- AIM -
From the listing below, restate word for word the lines from the line containing "Write the React, TypeScript" down through the line containing "import React from". Exclude pictures.

___ SOURCE DATA

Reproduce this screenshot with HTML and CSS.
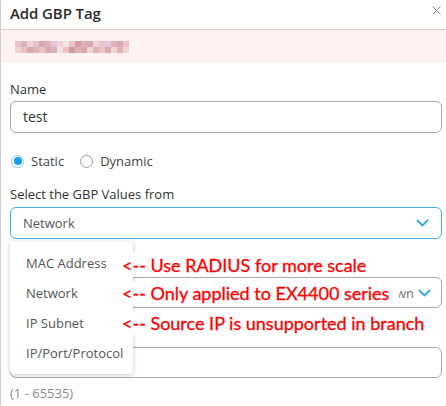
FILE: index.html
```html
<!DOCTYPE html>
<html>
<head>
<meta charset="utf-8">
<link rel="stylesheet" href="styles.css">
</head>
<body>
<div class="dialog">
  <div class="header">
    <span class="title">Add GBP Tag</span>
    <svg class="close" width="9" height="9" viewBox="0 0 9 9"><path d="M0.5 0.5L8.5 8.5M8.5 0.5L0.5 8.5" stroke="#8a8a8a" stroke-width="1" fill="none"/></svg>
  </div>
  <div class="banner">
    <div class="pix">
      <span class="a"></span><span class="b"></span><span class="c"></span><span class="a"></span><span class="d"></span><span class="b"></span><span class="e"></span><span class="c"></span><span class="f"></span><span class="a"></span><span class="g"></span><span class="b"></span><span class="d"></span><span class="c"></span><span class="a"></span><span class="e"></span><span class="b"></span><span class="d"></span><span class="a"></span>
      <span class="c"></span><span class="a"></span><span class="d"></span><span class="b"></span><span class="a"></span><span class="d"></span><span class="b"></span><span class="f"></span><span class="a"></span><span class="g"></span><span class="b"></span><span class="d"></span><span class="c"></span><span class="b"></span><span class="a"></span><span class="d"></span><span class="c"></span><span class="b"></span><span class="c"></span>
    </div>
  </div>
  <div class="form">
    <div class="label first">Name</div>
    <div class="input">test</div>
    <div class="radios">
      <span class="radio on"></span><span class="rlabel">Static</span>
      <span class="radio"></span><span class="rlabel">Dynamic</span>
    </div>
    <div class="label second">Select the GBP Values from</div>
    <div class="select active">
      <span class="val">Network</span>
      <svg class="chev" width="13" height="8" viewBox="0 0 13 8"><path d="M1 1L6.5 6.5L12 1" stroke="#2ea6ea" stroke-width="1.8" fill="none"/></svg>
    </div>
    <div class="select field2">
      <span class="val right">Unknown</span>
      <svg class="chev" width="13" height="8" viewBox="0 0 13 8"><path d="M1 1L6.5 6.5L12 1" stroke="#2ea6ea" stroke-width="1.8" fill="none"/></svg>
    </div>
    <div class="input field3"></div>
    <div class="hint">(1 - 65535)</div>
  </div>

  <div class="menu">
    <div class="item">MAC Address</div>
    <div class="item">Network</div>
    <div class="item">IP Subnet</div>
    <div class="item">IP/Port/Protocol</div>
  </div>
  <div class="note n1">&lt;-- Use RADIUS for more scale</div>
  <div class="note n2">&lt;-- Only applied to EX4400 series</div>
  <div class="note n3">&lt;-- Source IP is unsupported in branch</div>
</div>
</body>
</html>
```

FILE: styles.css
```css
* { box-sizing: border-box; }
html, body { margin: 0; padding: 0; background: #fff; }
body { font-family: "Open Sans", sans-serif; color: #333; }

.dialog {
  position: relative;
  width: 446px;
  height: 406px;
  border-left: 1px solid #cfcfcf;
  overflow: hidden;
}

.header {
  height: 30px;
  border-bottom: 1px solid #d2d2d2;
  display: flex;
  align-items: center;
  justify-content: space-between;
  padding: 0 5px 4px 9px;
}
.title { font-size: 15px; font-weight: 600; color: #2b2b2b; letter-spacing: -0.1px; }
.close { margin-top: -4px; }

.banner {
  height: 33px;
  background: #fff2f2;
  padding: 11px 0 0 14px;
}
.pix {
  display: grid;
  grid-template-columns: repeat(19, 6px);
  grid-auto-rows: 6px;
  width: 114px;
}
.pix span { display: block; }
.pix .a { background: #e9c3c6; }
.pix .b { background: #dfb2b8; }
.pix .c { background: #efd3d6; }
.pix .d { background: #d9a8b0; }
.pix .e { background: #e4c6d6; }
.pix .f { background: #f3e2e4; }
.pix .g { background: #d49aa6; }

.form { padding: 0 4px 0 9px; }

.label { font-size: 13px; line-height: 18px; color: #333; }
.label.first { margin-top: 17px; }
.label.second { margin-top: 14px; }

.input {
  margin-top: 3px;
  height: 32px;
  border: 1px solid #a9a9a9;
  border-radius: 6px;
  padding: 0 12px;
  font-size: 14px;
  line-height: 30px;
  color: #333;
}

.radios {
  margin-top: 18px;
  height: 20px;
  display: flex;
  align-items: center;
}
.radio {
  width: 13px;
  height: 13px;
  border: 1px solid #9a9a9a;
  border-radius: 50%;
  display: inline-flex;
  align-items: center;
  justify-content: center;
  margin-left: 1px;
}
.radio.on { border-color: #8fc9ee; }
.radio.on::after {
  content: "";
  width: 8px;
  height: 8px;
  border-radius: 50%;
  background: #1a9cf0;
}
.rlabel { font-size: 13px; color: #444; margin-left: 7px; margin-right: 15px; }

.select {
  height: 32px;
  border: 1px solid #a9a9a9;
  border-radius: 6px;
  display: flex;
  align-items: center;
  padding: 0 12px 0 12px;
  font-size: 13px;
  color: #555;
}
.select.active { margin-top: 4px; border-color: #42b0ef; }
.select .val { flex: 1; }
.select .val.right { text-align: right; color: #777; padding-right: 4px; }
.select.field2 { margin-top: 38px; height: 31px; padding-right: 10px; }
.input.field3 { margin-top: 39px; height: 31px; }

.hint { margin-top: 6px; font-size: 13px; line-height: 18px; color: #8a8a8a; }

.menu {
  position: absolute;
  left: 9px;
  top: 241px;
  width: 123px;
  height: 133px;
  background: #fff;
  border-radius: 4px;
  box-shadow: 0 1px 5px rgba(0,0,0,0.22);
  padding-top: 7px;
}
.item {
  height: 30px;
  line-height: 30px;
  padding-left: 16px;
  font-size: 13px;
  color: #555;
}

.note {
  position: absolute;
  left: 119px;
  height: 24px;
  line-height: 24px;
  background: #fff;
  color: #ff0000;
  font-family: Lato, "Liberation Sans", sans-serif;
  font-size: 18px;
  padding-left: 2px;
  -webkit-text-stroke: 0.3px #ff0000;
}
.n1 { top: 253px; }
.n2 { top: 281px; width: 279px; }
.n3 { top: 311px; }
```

______
___ SOURCE DATA

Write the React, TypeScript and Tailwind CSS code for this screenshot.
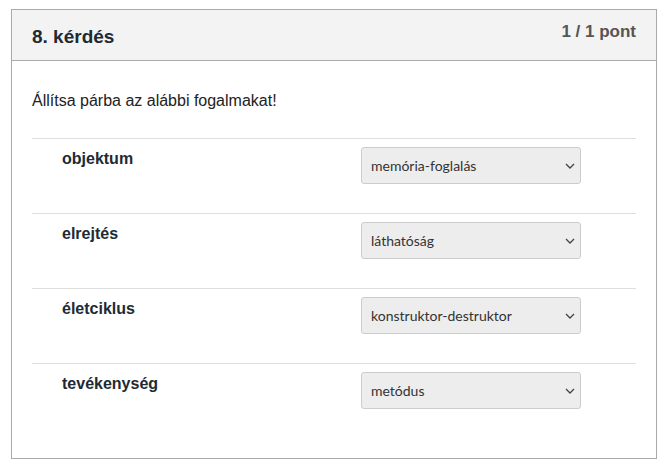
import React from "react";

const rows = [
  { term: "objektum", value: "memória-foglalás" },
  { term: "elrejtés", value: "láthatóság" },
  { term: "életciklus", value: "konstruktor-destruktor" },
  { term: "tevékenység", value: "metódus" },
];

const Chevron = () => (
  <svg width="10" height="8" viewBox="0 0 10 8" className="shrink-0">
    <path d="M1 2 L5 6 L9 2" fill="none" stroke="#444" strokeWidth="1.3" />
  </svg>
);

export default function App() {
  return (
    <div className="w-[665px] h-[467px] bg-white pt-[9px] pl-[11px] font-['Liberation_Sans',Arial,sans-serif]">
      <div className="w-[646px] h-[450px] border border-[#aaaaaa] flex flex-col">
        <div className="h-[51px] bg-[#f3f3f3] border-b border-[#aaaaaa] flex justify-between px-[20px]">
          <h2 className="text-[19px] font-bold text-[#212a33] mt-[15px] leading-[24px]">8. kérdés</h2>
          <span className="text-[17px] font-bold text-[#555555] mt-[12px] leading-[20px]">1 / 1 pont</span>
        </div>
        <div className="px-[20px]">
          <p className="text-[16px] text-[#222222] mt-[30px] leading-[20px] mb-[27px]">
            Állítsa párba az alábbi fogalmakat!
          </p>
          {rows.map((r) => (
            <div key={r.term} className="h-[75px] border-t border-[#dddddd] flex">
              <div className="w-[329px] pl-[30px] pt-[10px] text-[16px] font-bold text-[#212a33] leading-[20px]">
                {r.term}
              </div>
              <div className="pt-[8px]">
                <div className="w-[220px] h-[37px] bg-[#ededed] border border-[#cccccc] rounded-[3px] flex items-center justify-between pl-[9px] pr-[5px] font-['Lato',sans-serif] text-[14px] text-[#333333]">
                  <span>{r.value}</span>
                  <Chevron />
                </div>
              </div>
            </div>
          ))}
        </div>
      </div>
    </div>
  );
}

______

- PROBLEM SOLUTION -
Write the React, TypeScript and Tailwind CSS code for this screenshot.
import React from "react";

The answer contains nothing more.